“Behind good forecast practices are often hidden good theories; equally, good theories should provide a basis for good forecast practices” Professor Tor Bergeron, personal communication, 1974
This edition of the Forecaster User Guide applies to the ECMWF Integrated System (IFS) and meteorological products after autumn 2024 using IFS Cycles 49r1 and later. We are also now starting to add guidance on the AIFS (a data-driven / machine learning model).
With effect from Cy49r1, HRES and Ensemble Control are scientifically, structurally and computationally identical with 9km resolution and their products are known as Control Forecast (ex-HRES).
Note: HRES and Ensemble Control Forecast (ex-HRES) are scientifically, structurally and computationally identical. With effect from Cy49r1, Ensemble Control Forecast (ex-HRES) output is equivalent to HRES output where shown in the diagrams. At the time of the diagrams, HRES had resolution of 9km and ensemble members had a resolution of 18km.
Also with effect from Cy49r1 the extended range forecast is now known as the sub-seasonal forecast.
An alternative name for Ensemble Control Forecast (ex-HRES) is IFS-CF.
Alternative names for Sub-seasonal Forecast are IFS-SUBS, IFS-SSP, or IFS-S2S
The aim of this User Guide is to help meteorologists make the best use of the forecast products from ECMWF.
In particular the aims of the guide are:
The goal of ECMWF is to produce:
The IFS configurations are:
The ECMWF model output is delivered in the form of charts or GRIB format datasets.

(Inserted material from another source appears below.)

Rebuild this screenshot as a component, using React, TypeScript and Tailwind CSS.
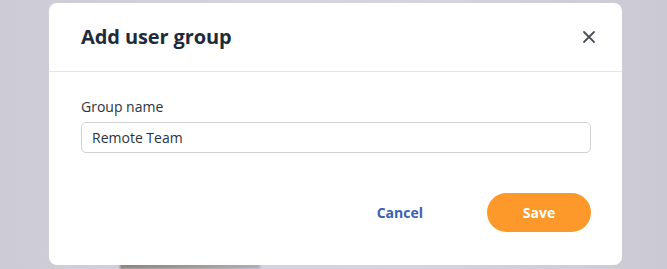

It is readily available to forecasters via:
The ECMWF IFS is upgraded at roughly yearly intervals to incorporate improved representation of physical processes and/or resolution changes. New products increasingly aid early warning of severe or hazardous weather. Information on the latest upgrade is given below.
The User Guide is broadly divided into two parts. Sections 2 to 5 describe the structure of the ECMWF Integrated Forecasting System. Sections 6 to 11 describe how the IFS may be used to best advantage by forecasters.
There are links to more detailed descriptions of processes, mainly at the end of each section. Separate online ECMWF training resources explain aspects of the ECMWF IFS more visually.
A key component of the work at ECMWF is education and training. Further educational material is available through the web site:
ECMWF Newsletters issued quarterly give information on IFS models and applications and ECMWF plans.
A glossary is included in Appendix 12C.
Section 2 describes in broad, non-technical terms the ECMWF Integrated Forecast System (IFS). This comprises the global atmospheric model, the wave and the oceanic dynamical models, and the data assimilation systems. It gives an overview of the way the atmospheric model uses sub-gridscale parameterisations and atmospheric physics for processes within the atmosphere and at the surface. There are large differences in energy fluxes between land or sea and the atmosphere. Thus the definition of the model coastline by the land-sea mask is extremely important. This is especially true for meteograms in coastal areas or on islands.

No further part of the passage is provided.